SG: One thing, which I would definitely say is that a few years ago we were looking at much more complex use cases than what we’re looking at now. We would talk about highly sophisticated financial transactions typically being done by large investment banks with very sophisticated investors. And it was about looking to bring more value in those areas by applying new and complex technology solutions. From a business use case side of things, as well as the technical side of things, we were looking at the complex part of the matrix. Over the last year or two, we’re doing everything we can to migrate to a slightly lower level of complexity, both from a technical perspective as well as use case perspective. Rather than trying to build a complex consortia to tackle a very complex trading use case, using very complex technology, you’re saying, hey, how can we add value to one company, to one department, to one supply chain, using a simple technology in high volume. These are low complexity, but still high friction, use cases. That’s how the thinking has evolved, asking how we can add value here and now, rather than receding to what was becoming a little bit of an ivory tower exercise – solving highly complex problems, using highly complex solutions. And now it’s really about how to solve everyday problems using something that people can actually use, and that will pass muster when it comes to procurement decisions and technology decisions.

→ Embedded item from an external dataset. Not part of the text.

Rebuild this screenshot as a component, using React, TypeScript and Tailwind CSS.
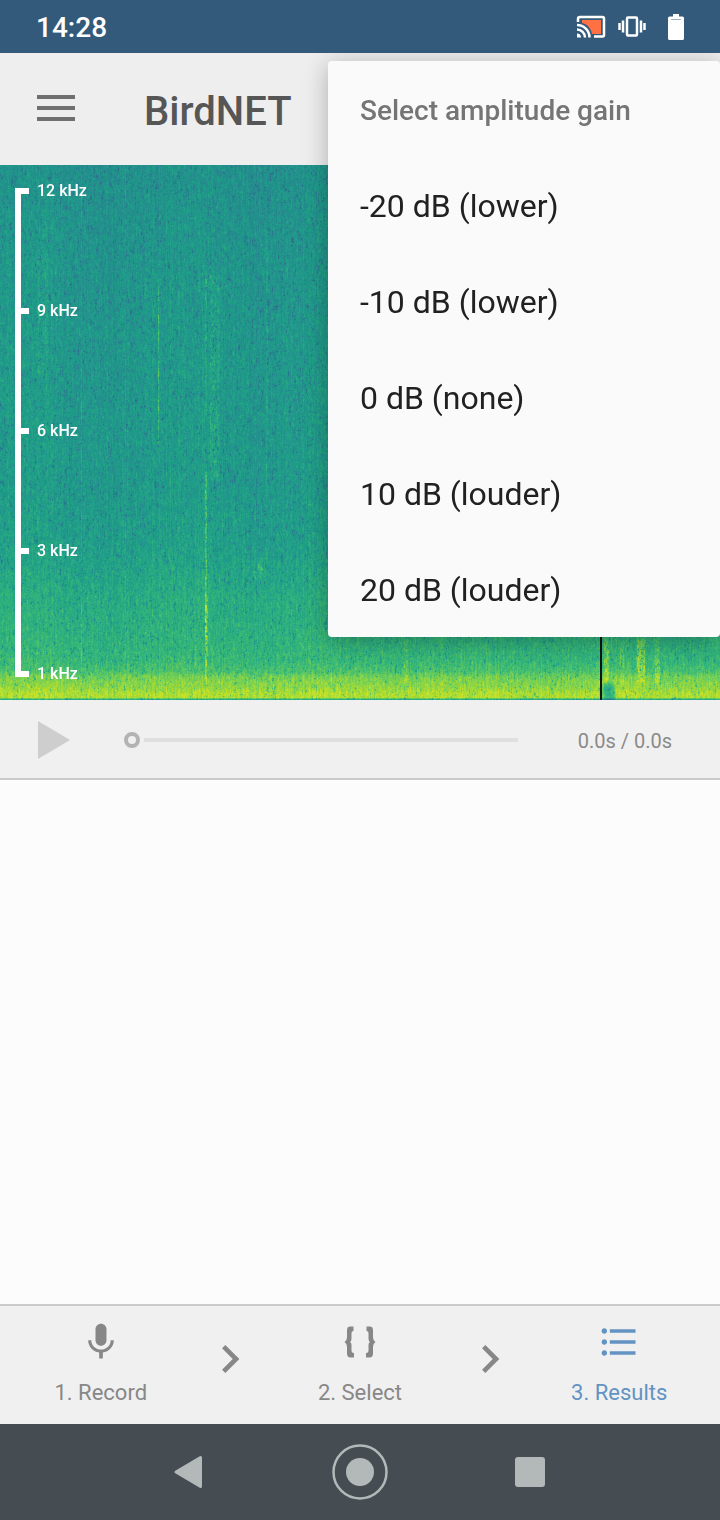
import { useEffect, useRef, useState } from 'react'
import { MdChevronRight, MdFormatListBulleted, MdMic } from 'react-icons/md'

const gains = ['-20 dB (lower)', '-10 dB (lower)', '0 dB (none)', '10 dB (louder)', '20 dB (louder)']
const frequencies = ['12 kHz', '9 kHz', '6 kHz', '3 kHz', '1 kHz']

// level -> colour, viridis map
const palette = [
  [68, 1, 84],
  [72, 40, 120],
  [62, 74, 137],
  [49, 104, 142],
  [38, 130, 142],
  [31, 158, 137],
  [53, 183, 121],
  [109, 205, 89],
  [180, 222, 44],
  [253, 231, 37],
]

const toColor = (level: number) => {
  const pos = Math.max(0, Math.min(0.92, level)) * (palette.length - 1)
  const i = Math.floor(pos)
  const t = pos - i
  return palette[i].map((c, k) => c + (palette[i + 1][k] - c) * t)
}

// average level by height, top of the band to the bottom
const profile = [
  [0, 0.5],
  [60, 0.515],
  [180, 0.53],
  [330, 0.54],
  [390, 0.565],
  [430, 0.61],
  [470, 0.635],
  [495, 0.665],
  [506, 0.71],
  [512, 0.79],
  [522, 0.83],
  [528, 0.88],
  [532, 0.88],
  [534, 0.62],
]

const profileAt = (y: number) => {
  for (let i = 1; i < profile.length; i++) {
    const [y0, v0] = profile[i - 1]
    const [y1, v1] = profile[i]
    if (y <= y1) return v0 + ((v1 - v0) * (y - y0)) / (y1 - y0)
  }
  return 0.6
}

// x, width, from, to, strength
const calls = [
  [158, 1, 110, 290, 0.15],
  [205, 2, 100, 250, 0.07],
  [205, 2, 300, 520, 0.14],
  [205, 3, 430, 500, 0.12],
  [210, 9, 100, 320, 0.045],
  [253, 2, 396, 412, 0.12],
  [258, 5, 393, 410, 0.1],
  [266, 2, 388, 404, 0.09],
  [81, 1, 0, 520, 0.06],
  [125, 1, 0, 500, 0.035],
  [38, 10, 70, 210, 0.025],
  [266, 2, 60, 340, 0.035],
  [404, 4, 472, 520, 0.07],
  [604, 5, 472, 520, 0.13],
  [620, 4, 472, 520, 0.06],
  [637, 8, 472, 520, 0.16],
  [655, 5, 472, 520, 0.08],
]

const Spectrogram = () => {
  const ref = useRef<HTMLCanvasElement>(null)

  useEffect(() => {
    const canvas = ref.current
    const ctx = canvas?.getContext('2d')
    if (!canvas || !ctx) return
    const { width, height } = canvas
    let seed = 1428
    const random = () => {
      seed = (seed * 1664525 + 1013904223) >>> 0
      return seed / 4294967296
    }
    const columns = Array.from({ length: width }, (_, x) => (random() - 0.5) * 0.035 + Math.sin(x / 23) * 0.008)
    const image = ctx.createImageData(width, height)
    const prev = new Float32Array(width)
    for (let y = 0; y < height; y++) {
      const base = profileAt(y)
      let left = 0
      for (let x = 0; x < width; x++) {
        const raw = random() + random() + random() - 1.5
        const noise = raw * 0.6 + prev[x] * 0.55 + left * 0.2
        prev[x] = noise
        left = raw
        let level = base + columns[x] + noise * 0.075
        if (noise < -0.7) level -= 0.07
        for (const [cx, w, from, to, strength] of calls) {
          if (x >= cx && x < cx + w && y >= from && y < to) {
            const fade = Math.min(1, (y - from) / 20 + 0.3, (to - y) / 20 + 0.3)
            level += strength * fade * (0.8 + noise * 0.6)
          }
        }
        // quiet patch right after the marker
        const patch = Math.hypot((x - 608) / 9, (y - 528) / 14)
        if (patch < 1) level -= 0.26 * (1 - patch * patch)
        const [r, g, b] = toColor(level)
        const i = (y * width + x) * 4
        image.data[i] = r
        image.data[i + 1] = g
        image.data[i + 2] = b
        image.data[i + 3] = 255
      }
    }
    ctx.putImageData(image, 0, 0)
    ctx.fillStyle = '#101414'
    ctx.fillRect(600, 0, 2, height)
  }, [])

  return (
    <div className="relative">
      <canvas ref={ref} width={720} height={535} className="block h-[535px] w-full bg-[#1f9289]" />
      <ul className="absolute top-[23px] left-[15px] grid grid-rows-[120px_120px_120px_123px_6px] border-l-6 border-white font-medium text-white">
        {frequencies.map((f) => (
          <li key={f} className="flex h-[6px] items-center gap-2 text-base leading-none">
            <span className="h-full w-2 bg-white" />
            {f}
          </li>
        ))}
      </ul>
    </div>
  )
}

const StatusBar = () => (
  <div className="relative z-20 flex h-[53px] items-center bg-[#335a7b] px-9 text-white">
    <span className="flex-1 pt-[2px] text-[28px] font-medium">14:28</span>
    <svg className="h-6 w-[30px]" viewBox="0 0 30 24" fill="none">
      <path d="M6 5h19v14h-9C15 13 11 9 6 8z" fill="#ff7043" />
      <path d="M2 7V4Q2 2 4 2h22.500Q28 2 28 4v16Q28 21.500 26.500 21.500H18" stroke="white" strokeWidth="2.500" />
      <path d="M1 10A12.500 12.500 0 0 1 13.500 22.500M1 14.500a8 8 0 0 1 8 8" stroke="white" strokeWidth="2.500" />
      <path d="M1 18.500a4 4 0 0 1 4 4H1z" fill="white" />
    </svg>
    <svg className="ml-3 h-6 w-7" viewBox="0 0 28 24" fill="none" stroke="white">
      <rect x="9" y="2.500" width="10" height="18" rx="1" strokeWidth="2.500" />
      <path d="M5 5.500v12M23 5.500v12M1.500 8v7M26.500 8v7" strokeWidth="2.500" />
    </svg>
    <svg className="ml-[22px] h-[26px] w-4" viewBox="0 0 16 26" fill="white">
      <path d="M5 0h6v2.500h3.500Q16 2.500 16 4v20.500Q16 26 14.500 26h-13Q0 26 0 24.500V4Q0 2.500 1.500 2.500H5z" />
      <path d="M3 5.500h10" stroke="#9fb0c0" />
    </svg>
  </div>
)

const GainMenu = () => (
  <div role="menu" aria-label="Select amplitude gain" className="absolute top-2 right-0 z-10 w-[392px] rounded-sm bg-[#fafafa] shadow-[0_4px_24px_rgba(0,0,0,0.28)]">
    <div className="flex h-24 items-center px-8 pt-1 text-[28px] font-medium text-[#757575]">Select amplitude gain</div>
    {gains.map((gain) => (
      <button key={gain} role="menuitem" className="flex h-24 w-full items-center px-8 pt-[2px] text-[32px] text-[#212121]">
        {gain}
      </button>
    ))}
  </div>
)

const Player = () => {
  const [position, setPosition] = useState(0)
  return (
    <div className="flex h-20 items-center border-b-2 border-[#cacaca] bg-[#f0f0f0] pt-[2px] pr-12 pl-9">
      <button aria-label="Play" className="w-[88px]">
        <svg className="h-10 w-9" viewBox="0 0 36 40" fill="#cecece">
          <path d="M2 1l32 19L2 39z" />
        </svg>
      </button>
      <input
        type="range"
        aria-label="Position"
        min={0}
        max={100}
        value={position}
        onChange={(e) => setPosition(Number(e.target.value))}
        className="h-1 min-w-0 flex-1 appearance-none bg-[#dfdfdf] [&::-webkit-slider-thumb]:size-4 [&::-webkit-slider-thumb]:appearance-none [&::-webkit-slider-thumb]:rounded-full [&::-webkit-slider-thumb]:border-4 [&::-webkit-slider-thumb]:border-[#b3b3b3] [&::-webkit-slider-thumb]:bg-[#f0f0f0] [&::-webkit-slider-thumb]:shadow-[0_0_0_4px_#f0f0f0]"
      />
      <span className="w-[154px] pt-[2px] text-right text-xl text-[#8a8a8a]">0.0s / 0.0s</span>
    </div>
  )
}

const BracesIcon = () => (
  <svg className="h-11 w-11" viewBox="0 0 44 44" fill="#878787">
    <path d="M15.500 6.500h-3.500Q9 6.500 9 10.500v6Q9 20.500 6.500 22Q9 23.500 9 27v6.500Q9 37.500 12.500 37.500h3.500v-4.500Q13.500 33 13.500 30.500V25Q13.500 22.500 12 22Q13.500 21 13.500 18.500V13Q13.500 11 15.500 11z" />
    <path d="M28.500 6.500h3.500Q35 6.500 35 10.500v6Q35 20.500 37.500 22Q35 23.500 35 27v6.500Q35 37.500 31.500 37.500h-3.500v-4.500Q30.500 33 30.500 30.500V25Q30.500 22.500 32 22Q30.500 21 30.500 18.500V13Q30.500 11 28.500 11z" />
  </svg>
)

const TabBar = () => (
  <nav className="grid h-[120px] grid-cols-5 border-t-2 border-[#cacaca] bg-[#f0f0f0] px-9 text-[22px] text-[#878787]">
    <a href="#record" className="flex flex-col items-center gap-[13px] pt-[14px] leading-[32px] whitespace-nowrap">
      <MdMic className="size-11" />
      1. Record
    </a>
    <MdChevronRight className="mt-[25px] size-14 place-self-start justify-self-center" />
    <a href="#select" className="flex flex-col items-center gap-[13px] pt-[14px] leading-[32px] whitespace-nowrap">
      <BracesIcon />
      2. Select
    </a>
    <MdChevronRight className="mt-[25px] size-14 place-self-start justify-self-center" />
    <a href="#results" aria-current="page" className="flex flex-col items-center gap-[13px] pt-[14px] leading-[32px] whitespace-nowrap text-[#6293c2]">
      <MdFormatListBulleted className="size-11" />
      3. Results
    </a>
  </nav>
)

const SystemNav = () => (
  <div className="flex h-24 items-center justify-center gap-[115px] bg-[#454d52]">
    <button aria-label="Back">
      <svg className="size-14" viewBox="0 0 56 56" fill="#b3b8b8" stroke="#b3b8b8" strokeWidth="3" strokeLinejoin="round">
        <path d="M15 28L39.500 13.500v29z" />
      </svg>
    </button>
    <button aria-label="Home">
      <svg className="size-14" viewBox="0 0 56 56" fill="#b3b8b8">
        <circle cx="28" cy="28" r="26.500" fill="none" stroke="#b3b8b8" strokeWidth="2.500" />
        <circle cx="28" cy="28" r="14" />
      </svg>
    </button>
    <button aria-label="Overview">
      <svg className="size-14" viewBox="0 0 56 56" fill="#b3b8b8">
        <rect x="12" y="13" width="30" height="30" rx="3" />
      </svg>
    </button>
  </div>
)

const App = () => {
  return (
    <div className="flex min-h-screen flex-col bg-[#fcfcfc] font-[Roboto,sans-serif]">
      <StatusBar />
      <header className="relative flex h-28 items-center bg-[#eeeeee] px-9">
        <button aria-label="Open menu" className="mr-[68px]">
          <svg className="h-10 w-10" viewBox="0 0 40 40" stroke="#6f6f6f" strokeWidth="4">
            <path d="M1 8h38M1 19h38M1 30h38" />
          </svg>
        </button>
        <h1 className="pt-[6px] text-[40px] font-medium text-[#565656]">BirdNET</h1>
        <GainMenu />
      </header>
      <Spectrogram />
      <Player />
      <main className="flex-1" />
      <TabBar />
      <SystemNav />
    </div>
  )
}

export default App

CP: That’s actually something that I’ve heard a few times recently, and I think it’s a very smart way of doing business. Getting in there and identifying an everyday problem that a lot of other people have overlooked. When you speak with these companies, there are always blockers, how do you overcome that?
SG: Our goal is to make it clear as early as possible through the discovery sessions that there is a clear benefit for the buyer. It’s really focused on numerical here-and-now value, which we can realistically achieve, and that we’ve been able to tangibly show before. The return is often 8 to 10 times the investment a typical client makes, and this value helps tackle blockers. It also helps that we often talk to the CFO as the buyer, so when they are convinced, they can find money for it.
CP: Last question, looking forward, what changes are you starting to see?
With the COVID-19 situation, companies are trying to reanimate their supply chains, and become more self-sufficient. I think the value of having a larger amount of corporate cash and then deploying it yourself as opposed to letting the market take care of things in terms of supply chain financing is becoming more and more clear. The value of having better visibility – faster and with less reconciliation breaks – has always been clear, but now people have really had experience of why this is important. We’ve fortunately had clients, who went quiet for a short time, came back and were ready to push their deals forward as they could really understand the value we bring.
CP: Somil, thank you very much for coming on and talking to me. Glad to hear that things are going well, and I wish you all the best.
SG: Thank you.
As always, nothing here should be construed as financial advice, recommendation or endorsement of any project or cryptocurrency.